Daarvoor moest dan wel de enige boom in de tuin wijken. Sil wilde een palmboom. En dus boorde Lejoo een gat in de boom, goot wat gemiekalieje in het gat en wachtte af. Het effect was groots. Al was het misschien niet helemaal wat hij er van gehoopt had.
Het doodde in ieder geval alle insecten in de wijk, evenals de vogels en de overjarige katten, maar de boom hield stand. Althans, voor een tijdje want toen wierp zij haar vergiftigde stam op de schutting van de achterburen waardoor wij ook ineens met hen een tuin deelden.
Cocktails en kabouters
Lejoos realiteitszin hield gelijke tred met zijn doorzettingsvermogen. Toen de boom eindelijk om zeep was geholpen en alle tegels waren verwijderd, was het inmiddels winter en niet het moment om met cocktails en kabouters aan het zwembad te zitten. Dus slingerde hij 1000 meter roodknipperende kerstverlichting de tuin in en liet zich even niet meer zien.

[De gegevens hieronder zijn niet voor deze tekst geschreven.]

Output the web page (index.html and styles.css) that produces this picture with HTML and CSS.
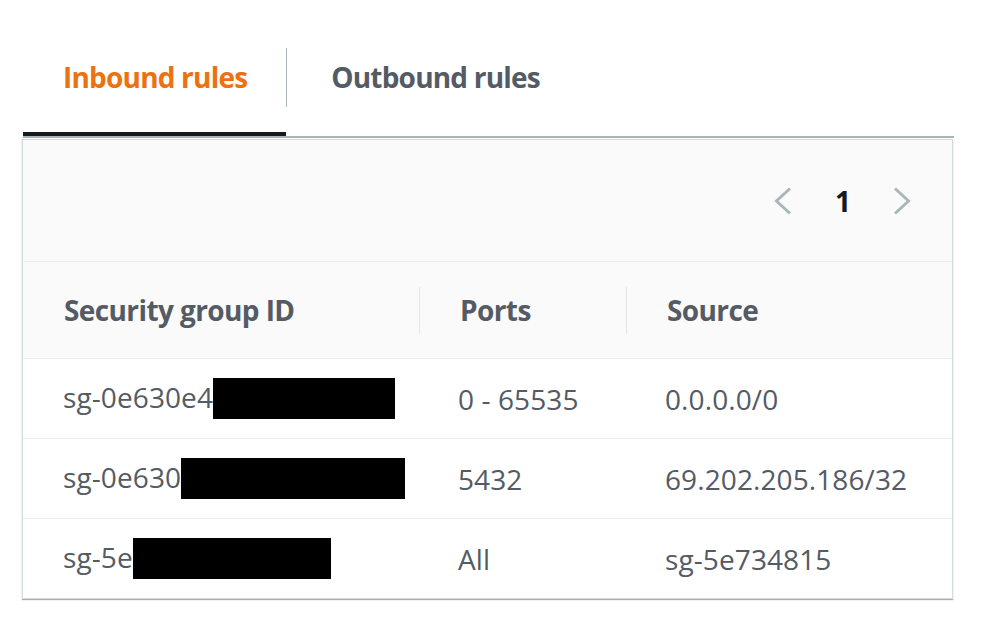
FILE: index.html
```html
<!DOCTYPE html>
<html>
<head>
<meta charset="utf-8">
<link rel="stylesheet" href="styles.css">
</head>
<body>
<div class="tabs">
  <div class="tab active"><span class="tab-label">Inbound rules</span></div>
  <div class="tab"><span class="tab-label sep">Outbound rules</span></div>
</div>
<div class="table-box">
  <div class="toolbar">
    <div class="pager">
      <svg class="chev" width="18" height="28" viewBox="0 0 18 28"><polyline points="16,1.5 2.5,14 16,26.5" fill="none" stroke="#aab7b8" stroke-width="3"/></svg>
      <span class="page">1</span>
      <svg class="chev" width="18" height="28" viewBox="0 0 18 28"><polyline points="2,1.5 15.5,14 2,26.5" fill="none" stroke="#aab7b8" stroke-width="3"/></svg>
    </div>
  </div>
  <div class="grid head">
    <div class="cell"><span>Security group ID</span></div>
    <div class="cell div"><span>Ports</span></div>
    <div class="cell div"><span>Source</span></div>
  </div>
  <div class="grid row">
    <div class="cell">sg-0e630e4<span class="redact r1"></span></div>
    <div class="cell">0 - 65535</div>
    <div class="cell">0.0.0.0/0</div>
  </div>
  <div class="grid row">
    <div class="cell">sg-0e630<span class="redact r2"></span></div>
    <div class="cell">5432</div>
    <div class="cell">69.202.205.186/32</div>
  </div>
  <div class="grid row last">
    <div class="cell">sg-5e<span class="redact r3"></span></div>
    <div class="cell">All</div>
    <div class="cell">sg-5e734815</div>
  </div>
</div>
</body>
</html>
```
FILE: styles.css
```css
html, body {
  margin: 0;
  padding: 0;
  background: #ffffff;
}
body {
  font-family: "Open Sans", "Liberation Sans", sans-serif;
  color: #545b64;
  width: 988px;
  height: 628px;
  overflow: hidden;
}
.tabs {
  display: flex;
  margin: 0 34px 0 23px;
  padding-top: 48px;
  border-bottom: 2px solid #aab7b8;
}
.tab {
  height: 84px;
  border-bottom: 4px solid transparent;
  font-size: 28px;
  font-weight: 700;
  color: #545b64;
}
.tab.active {
  border-bottom-color: #16191f;
  color: #ec7211;
  padding: 0 39px 0 40px;
}
.tab-label {
  display: block;
  height: 59px;
  line-height: 59px;
  letter-spacing: -0.8px;
}
.tab-label.sep {
  border-left: 1px solid #aab7b8;
  padding-left: 44px;
}
.table-box {
  margin: 1px 35px 0 22px;
  border: 1px solid #d5dbdb;
  box-shadow: 0 1px 1px 0 rgba(0, 28, 36, 0.35);
}
.toolbar {
  height: 121px;
  background: #fafafa;
  display: flex;
  justify-content: flex-end;
  align-items: center;
  border-bottom: 1px solid #eaeded;
}
.pager {
  display: flex;
  align-items: center;
  margin-right: 41px;
}
.chev {
  display: block;
}
.page {
  font-size: 28px;
  font-weight: 700;
  color: #16191f;
  margin: 0 42px 0 43px;
}
.grid {
  display: grid;
  grid-template-columns: 396px 207px 1fr;
  border-bottom: 1px solid #eaeded;
}
.head {
  height: 96px;
  background: #fafafa;
  align-items: center;
  font-weight: 700;
  font-size: 28px;
  letter-spacing: -0.6px;
}
.head .cell {
  padding-left: 41px;
  height: 47px;
  line-height: 47px;
}
.head .cell.div {
  border-left: 1px solid #e3e7e7;
  padding-left: 40px;
}
.row {
  height: 79px;
  align-items: center;
  font-size: 28px;
  letter-spacing: 0.1px;
  background: #ffffff;
}
.row.last {
  border-bottom: none;
}
.row .cell {
  padding-left: 39px;
  white-space: nowrap;
}
.row .cell:first-child {
  padding-left: 40px;
}
.redact {
  display: inline-block;
  background: #000;
  height: 41px;
  vertical-align: middle;
  margin-top: -4px;
}
.r1 { width: 182px; }
.r2 { width: 224px; }
.r3 { width: 198px; }
```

Binnen was hij inmiddels een nieuw project begonnen: de keuken. Hoewel de keuken van de vorige bewoners in perfecte staat verkeerde, zag Sil liever iets moderns met wit fineer. Dus hadden ze voor €15.000 een nieuwe keuken geleased.
Met een bijl had Lejoo de oude keuken er uitgeslagen en omdat hij nu even niet aan het zwembad toekwam, de restanten zolang in de tuin gegooid, waarbij de reling van zijn veranda was losgekomen en die lag nu ook tussen het puin. Het wachten was nu op de levering van de nieuwe keukenonderdelen, wat pak ‘m beet een maand of twee zou duren.
Frikadelletjes
In de tussentijd verwarmde Silvia in een volledig ontmantelde keuken de frikadelletjes in de magnetron die bij gebrek aan een aanrecht op het konijnenhok stond.
En toen was het alweer zomer. Het zwembad liet nog even op zich wachten nu de tuin vol puin lag. Eerlijk gezegd had Lejoo er nu ook even de puf niet voor. De keuken wachtte al maanden op plaatsing, maar ja Sil was zwanger en hij had gedacht in de kelder voor de kleine een klimparadijs te bouwen.
In het najaar zat er geen raam meer in de bovenverdieping en waren onze buren groot verbruikers van hardboard geworden.
Op een middag, toen Lejoo vergeten was dat de reling van de veranda ontbrak, viel hij anderhalve meter achterover boven op zijn eigen puinhoop. Om 150 kilo buurman in de tuin te laten liggen ging ver, maar toen we hem zijn eigen veranda opduwden sneuvelden de resterende treetjes waardoor hij nooit meer een voet in de tuin zou zetten.
Toen hun zoon werd geboren, was het winter. Het toekomstige zwembad verscholen onder meters puin. Lejoo had inmiddels een nieuw project: de aanleg van een dakterras.